Agenda 2063 exists only on paper, but at the borders, goods rot and people are harassed. I cannot use my Leones in Nigeria. I cannot use my Sierra Leone passport to travel freely within my own continent. I cannot use my Rand to trade in Ghana. Colonial policies still choke our freedom of movement. What we have is not unity. It is illusion. What we have is not sovereignty. It is scripted submission.

How can Africa be given a seat at the table when it does not even have a table in its own backyard?

Let us look at the recent rift between South Africa and the United States. The United States disrespected South Africa’s sovereignty, yet its leader, President Ramaphosa, went to the United States and surrendered sovereignty for America to exercise imperialism with impunity. Some argue it is partnership, but this is not partnership. This is the legacy of colonialism engraved in our political and social systems.

It is not that Africa cannot defend itself, but the deadbeat leaders at the AU are too polite to power. We are too scared to offend the empires that have never stopped exploiting us. The AU keeps dancing to their tune.

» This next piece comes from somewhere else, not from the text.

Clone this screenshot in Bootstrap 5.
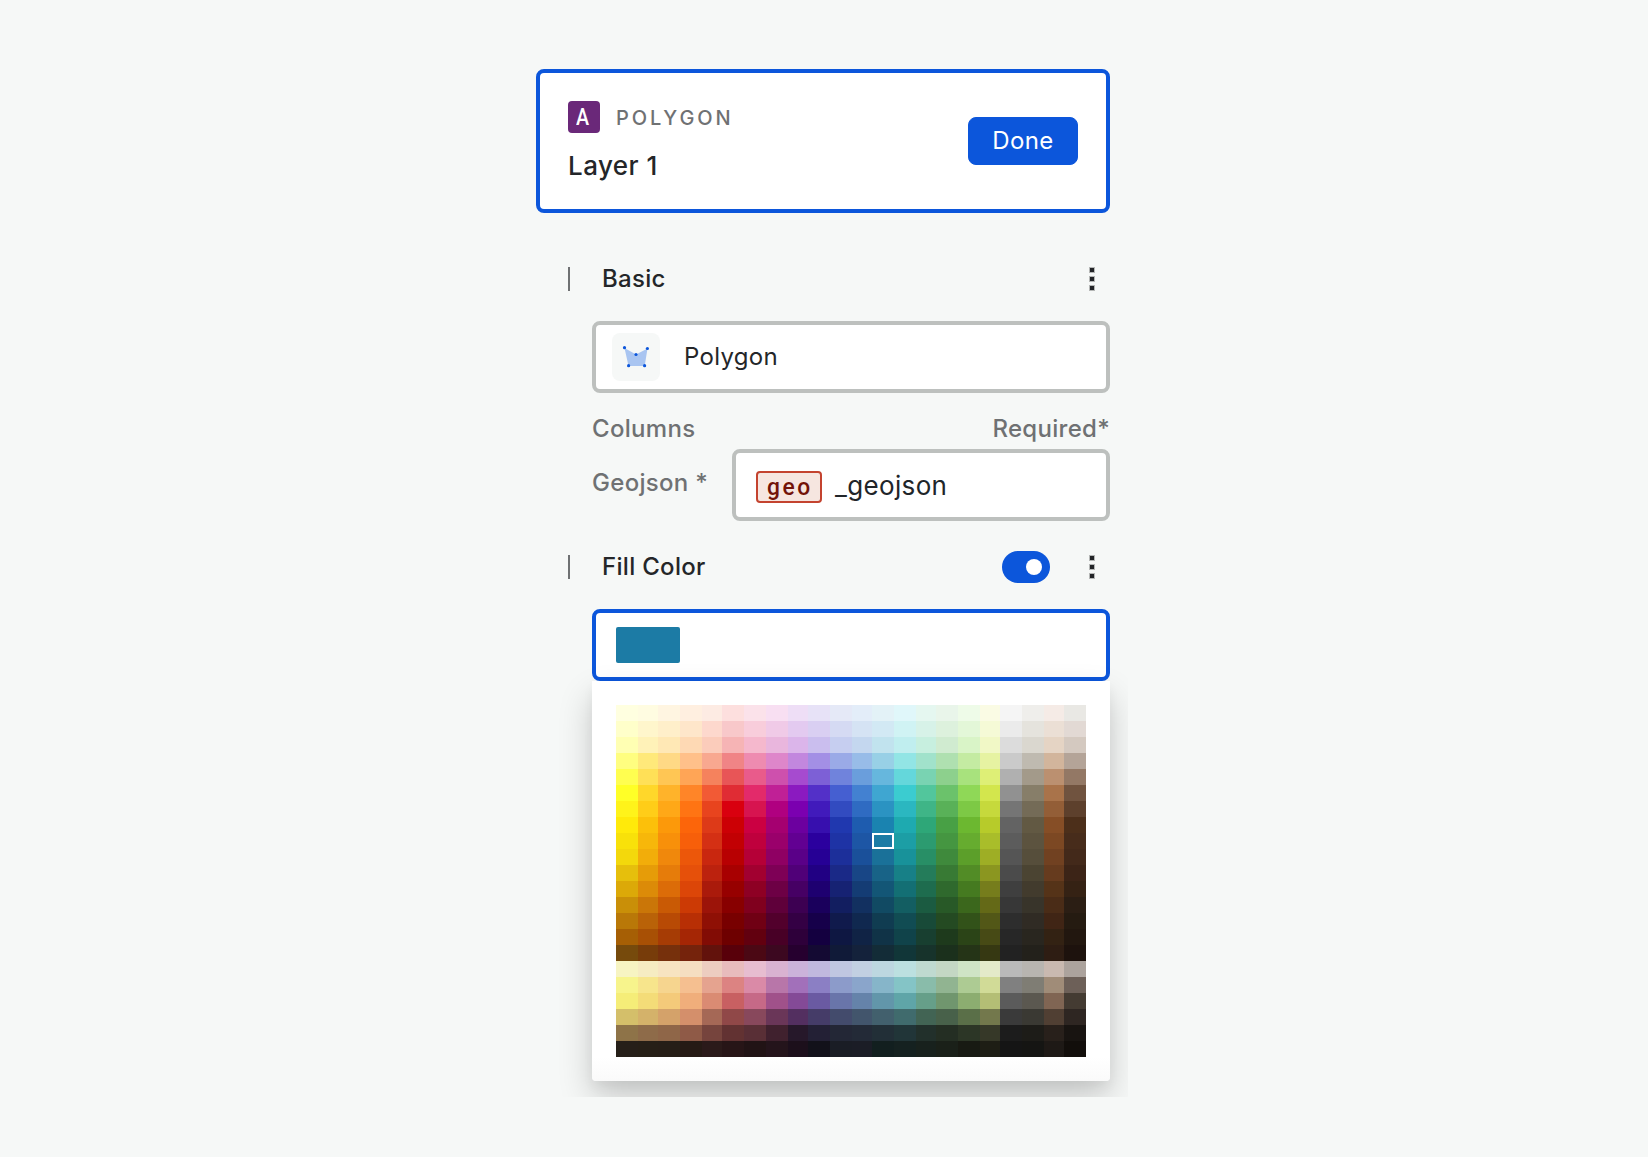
<!DOCTYPE html>
<html lang="en">
<head>
<meta charset="utf-8">
<meta name="viewport" content="width=device-width, initial-scale=1">
<title>Layer settings</title>
<link rel="stylesheet" href="https://cdn.jsdelivr.net/npm/bootstrap@5.3.0/dist/css/bootstrap.min.css">
<style>
  body { background: #f6f8f7; font-family: Inter, "Liberation Sans", sans-serif; font-size: 24px; line-height: 32px; letter-spacing: .3px; color: #242629; }
  .page { padding-left: 536px; }
  .layer-panel { width: 592px; height: 1097px; padding: 69px 18px 0 0; overflow: hidden; }
  .layer-card { height: 144px; border: 4px solid #0c56db; border-radius: 8px; padding: 0 28px; }
  .type-badge { width: 32px; height: 32px; border-radius: 4px; background: #6a2879; color: #fff; font: 500 24px/33px Roboto, sans-serif; letter-spacing: 0; padding-left: 8px; }
  .type-badge span { display: block; transform: scaleX(.82); transform-origin: left; }
  .type-name { font-size: 20px; font-weight: 500; letter-spacing: 2.95px; color: #6f7173; margin-left: 16px; padding-top: 2px; line-height: 30px; }
  .layer-name { font-size: 26px; font-weight: 500; letter-spacing: .45px; padding-top: 17px; margin-bottom: -1px; line-height: 32px; }
  .btn-done { --bs-btn-bg: #0c56db; --bs-btn-border-color: #0c56db; --bs-btn-border-radius: 8px; width: 110px; height: 48px; padding: 0; font-size: 24px; letter-spacing: .4px; line-height: 44px; }
  .section-head { height: 32px; padding: 0 15px 0 32px; margin-top: 30px; font-weight: 500; }
  .section-first { margin-top: 50px; }
  .tick { width: 2px; height: 24px; background: #6f7173; margin-right: 32px; }
  .dots { display: flex; flex-direction: column; gap: 3px; }
  .dots i { width: 6px; height: 6px; background: #222427; border: 1px solid #b5b7b6; }
  .indent { margin: 26px 0 0 56px; }
  .field { height: 72px; border: 4px solid #bdc0be; border-radius: 8px; background: #fff; }
  .field-active { border-color: #0c56db; }
  .icon-tile { width: 48px; height: 48px; border-radius: 8px; background: #f6f8f7; margin: 0 24px 0 16px; }
  .muted { color: #6f7173; font-weight: 500; }
  .columns-head { margin: 20px 0 4px; }
  .column-label { width: 140px; padding-top: 18px; }
  .geo-tag { width: 66px; height: 32px; border: 2px solid #c4432f; border-radius: 4px; background: #f6e6e0; color: #731309; font: 500 24px/29px Roboto, sans-serif; letter-spacing: 2.7px; padding-left: 9px; margin: 4px 13px 0 20px; }
  .geo-tag span { display: block; transform: scaleX(.95); transform-origin: left; }
  .field-value { font-size: 26px; letter-spacing: .35px; padding-top: 2px; }
  .switch { width: 48px; height: 32px; background: #0c56db; padding-right: 8px; margin-right: 39px; }
  .knob { width: 16px; height: 16px; }
  .swatch { width: 64px; height: 36px; border-radius: 2px; background: #1c7ba5; margin-left: 20px; }
  .picker { height: 400px; padding: 24px; border-radius: 0 0 4px 4px; background: linear-gradient(#fff 94%, #fafafa); box-shadow: 0 16px 34px rgba(0,0,0,.2), 0 6px 12px rgba(0,0,0,.04); }
  .palette { display: grid; grid-template-columns: 22px 20px 22px 22px 20px 22px 22px 22px 20px 22px 22px 20px 22px 22px 20px 22px 22px 20px 22px 22px 20px 22px; grid-auto-rows: 16px; }
  .picked { border: 2px solid #fff; }
</style>
</head>
<body>
<main class="page">
  <div class="layer-panel">
    <section class="layer-card bg-white d-flex align-items-center justify-content-between">
      <div>
        <div class="d-flex align-items-center">
          <div class="type-badge"><span>A</span></div>
          <div class="type-name">POLYGON</div>
        </div>
        <div class="layer-name">Layer 1</div>
      </div>
      <button type="button" class="btn btn-primary btn-done">Done</button>
    </section>

    <div class="section-head section-first d-flex align-items-center">
      <span class="tick"></span><span>Basic</span>
      <span class="dots ms-auto"><i></i><i></i><i></i></span>
    </div>
    <div class="indent">
      <div class="field d-flex align-items-center">
        <div class="icon-tile">
          <svg class="d-block" width="48" height="48" viewBox="0 0 48 48">
            <path d="M12.5 15 24 21.5 35.500 15.500 32.700 33H16.500z" fill="#a9c5f1"/>
            <g fill="#0c56db"><circle cx="12.500" cy="14.700" r="1.600"/><circle cx="35.400" cy="15.500" r="1.600"/><circle cx="24" cy="21.500" r="1.600"/><circle cx="16.600" cy="32.700" r="1.600"/><circle cx="32.600" cy="32.700" r="1.600"/></g>
          </svg>
        </div>
        <span>Polygon</span>
      </div>
      <div class="columns-head d-flex justify-content-between muted">
        <span>Columns</span><span>Required*</span>
      </div>
      <div class="d-flex muted">
        <span class="column-label">Geojson *</span>
        <div class="field d-flex align-items-center flex-grow-1 text-body fw-normal">
          <span class="geo-tag"><span>geo</span></span><span class="field-value">_geojson</span>
        </div>
      </div>
    </div>

    <div class="section-head d-flex align-items-center">
      <span class="tick"></span><span>Fill Color</span>
      <span class="switch rounded-pill d-flex align-items-center justify-content-end ms-auto"><span class="knob bg-white rounded-circle"></span></span>
      <span class="dots"><i></i><i></i><i></i></span>
    </div>
    <div class="indent">
      <div class="field field-active d-flex align-items-center"><span class="swatch"></span></div>
      <div class="picker"><div class="palette" id="palette"></div></div>
    </div>
  </div>
</main>
<script src="https://cdn.jsdelivr.net/npm/bootstrap@5.3.0/dist/js/bootstrap.bundle.min.js"></script>
<script>
const shades = `
ffffe0 fffce1 fff5e1 ffefe0 fdebe3 fddfde fbe2ea f8dff2 eedef6 e7e2f7 e5e9f7 e3edf9 e3f2f7 e0f7fa e5f7f0 e9f5ea eefbe8 fafbe4 f5f5f5 efeeeb f5ebe6 e9e8e4
ffffca fff6cc ffefca fee6ca fdd8cd f8c8ca f8cddb f0cae7 e3caf0 d9cff2 d5daf3 d5e3f4 d2e9f4 d0f3f4 d7f2e8 ddf1dd e3f7d8 f5fad6 ebebeb e5e3dd ebdfd5 e2d9d4
ffffb3 fff2b8 ffe8b5 fed9b4 fbccbb f6b4b5 f5b8cd e9b6dd dbb5ea cabeee c6cef0 c4d7ef c1e3ee c0eeef c7efdf d0ebd0 d9f4c7 f1f8c6 dcdcdc dad7cf e5d4c4 d4c9c0
fffe80 ffe97a ffd985 ffc08a f8a890 f08486 ee8bb0 de86ca c287de a38fe5 9aaae7 98bce8 98d0e6 92e5e5 a1e2cb afe0b0 c4eba2 e6f3a2 cacaca bfbab0 d2b59c b4a498
fffe50 ffe057 ffc654 ffa556 f5825d e85557 e95b8b ce50ad a64bcf 7d60d6 7083dc 6a9edc 66b7dd 64d7db 79d3b2 8dd08d a8e27d deef76 b0b0b0 a39a8a bb9070 937865
ffff27 ffd72a ffb32a ff8528 f25a35 e02c34 e32a6a c02096 8b1ac0 5330c8 455fd1 4381d1 3fa6d1 3bccd0 52c69c 6bc26b 8fd857 d3e64d 919191 877e69 a9734a 70533f
fff31a ffcd18 ffa817 ff7413 e8441e d9000f d71450 b00080 7b00b0 411abb 324bc0 2f6bc2 2b93c2 2bb7c0 3fb587 59b158 7dc945 c6d93c 757575 746b57 935e37 5d402c
ffea0a fcc00a fc990a fc650a dd3a18 cc0005 cb0042 a50070 6c009f 370fae 2038af 1e5caf 1a83b0 1eaab0 2ea778 48a045 6cb830 b7cb2a 636363 625943 864e26 4c2f1a
f8e10a f7b70a f8900a f75f0a d43014 c20003 bf003d 9a006b 620092 2b009e 1e33a5 1d56a5 1c7ba5 1c9ea5 2c9b70 459641 66ac2f a9bd2a 5c5c5c 5c533f 7c4823 472c1b
f3d80c f2ad0a f0880c ec570a c9270f b80002 b50037 8f0063 5a0088 260095 1c2f9a 1a509a 1a7199 18929a 288f66 3f8a3c 5c9f2a 9eae25 555555 564e3b 714121 43291a
e6bf0c e69c08 e67c0a e6500a bc220e a80001 a20030 7e0056 500078 210083 1a2987 184686 186387 178087 247c5a 387a34 528c26 8b9620 4b4b4b 4b4432 663b1e 3c2417
dca908 dc8b08 dc6c08 dc4608 aa1a0b 970000 8e0024 6d0045 460064 1e0070 162273 143c74 135676 136f74 1e6c4e 2f692d 457a20 767d1c 3f3f3f 423b2d 553318 352214
c98f08 ca7608 c95a05 cc3a05 9c1409 880000 80001e 5f003a 3d0052 1a005c 121e60 123060 114a63 135e62 1b5b41 285927 3b671c 646917 373737 38342a 4a2c17 2b1e14
b97808 b96208 b84a05 b82f05 8f1005 780000 700014 52002c 340044 16004a 101a4c 10284f 103c51 114c53 184a38 244a22 325219 525717 2d2d2d 302b24 402515 251b11
a65f05 a85005 a63c05 a52605 820c05 6e0000 62000f 480026 2e003a 140040 0e1742 102345 103347 10434a 183f30 1e3a1c 2b4417 474a15 272727 29261f 332213 22170f
764a0c 773c0a 76300c 75230c 62120c 58000a 4b0814 3c0820 26002f 140a33 101a38 14223b 132c37 113638 17332b 1b301c 253417 363812 222222 23211b 2e1d13 1d120d
f7f4c2 f6ecc2 f7e4c1 f5dec1 edcdc0 e8bcbd e7bdd0 d9b2d1 cbb2da c0b8de c0c7e1 c2d0e2 bdd7e0 bce0e0 bfdad0 c4d7c4 cfe4c5 e4eac9 b9b9b9 b8b5b0 c9b9b0 aca39d
f7f48c f7e58c f6d58f f5bf90 e5a38f dc8382 da8aa7 b876a9 a270ba 8b7fc4 8c9bca 8aa5cb 86b5c9 84c4c6 89bcaa 91b491 adcb93 d1db97 808080 7f7d74 a08c78 6d6058
f5ed78 f4dc78 f4ca7a f0ae7b da8b73 c86062 c66987 a0518a 844a97 6a5aa2 6975aa 6583aa 6296aa 5fa5a8 669f89 70966e 8cad70 b4be75 5b5b5b 5b5850 806553 443b32
d4bf6a d4b26a d4a26a d48f6b a56856 904848 88485c 6a3658 532f60 453c68 434b6c 42556c 42606d 406b6d 426454 48614a 5a6f48 73784c 3a3a3a 3a3933 503f33 2e2622
8e7348 8e6b49 8f6648 8f5a47 76443d 623232 592f36 40212e 26182a 232035 232736 232a37 222f37 213538 22302b 242e23 2c3626 363828 1c1c1c 1d1c18 28201b 181411
261f19 261f17 261e17 261a15 2b1a1a 271517 211315 24141b 1c0f1b 12111a 1a1d25 1b1d26 121f1f 152120 18211d 1a2019 181a13 1e1e15 151515 151513 1e1916 120e0b`.trim().split(/\s+/);
const selected = 8 * 22 + 12;
document.getElementById('palette').innerHTML = shades.map((c, i) =>
  `<span${i === selected ? ' class="picked"' : ''} style="background:#${c}"></span>`).join('');
</script>
</body>
</html>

We are so naked and vulnerable that if the West decided to colonize Africa again today, they would succeed in a split second. Why? An entire continent with trillions of dollars in natural resources and the youngest population has zero nuclear weapons to protect itself from Western influence and imperialism.

You may say “Africa does not need nuclear weapons,” but that is not true. If Russia had no nuclear weapons, America and Russia’s enemies would have destroyed it completely. This is the modern world, a new era of geopolitical chess, where nuclear weapons dictate respect, yet we have none. I remember when the West told Gaddafi to dismantle his nuclear programs. African leaders went to him and convinced him to end those programs. They did not support him; they acted on behalf of the colonizers. Gaddafi dismantled his nuclear program in 2003. Eight years later, he was killed by the West with no help or backing from the AU.

We sit and watch foreign powers militarize our soil, set up bases, and draw maps of Africa without our consent. We cannot build a united Africa on a foundation of fear and foreign funding from those who do not have our interests at heart.

Until we have one currency, one army, one economic agenda, and one uncompromising voice, as Nkrumah envisaged, we will continue to be spectators in a game played on our land, with our lives, and against our interests.

History will not forgive the AU if it continues down this path of irrelevance. Neither will we.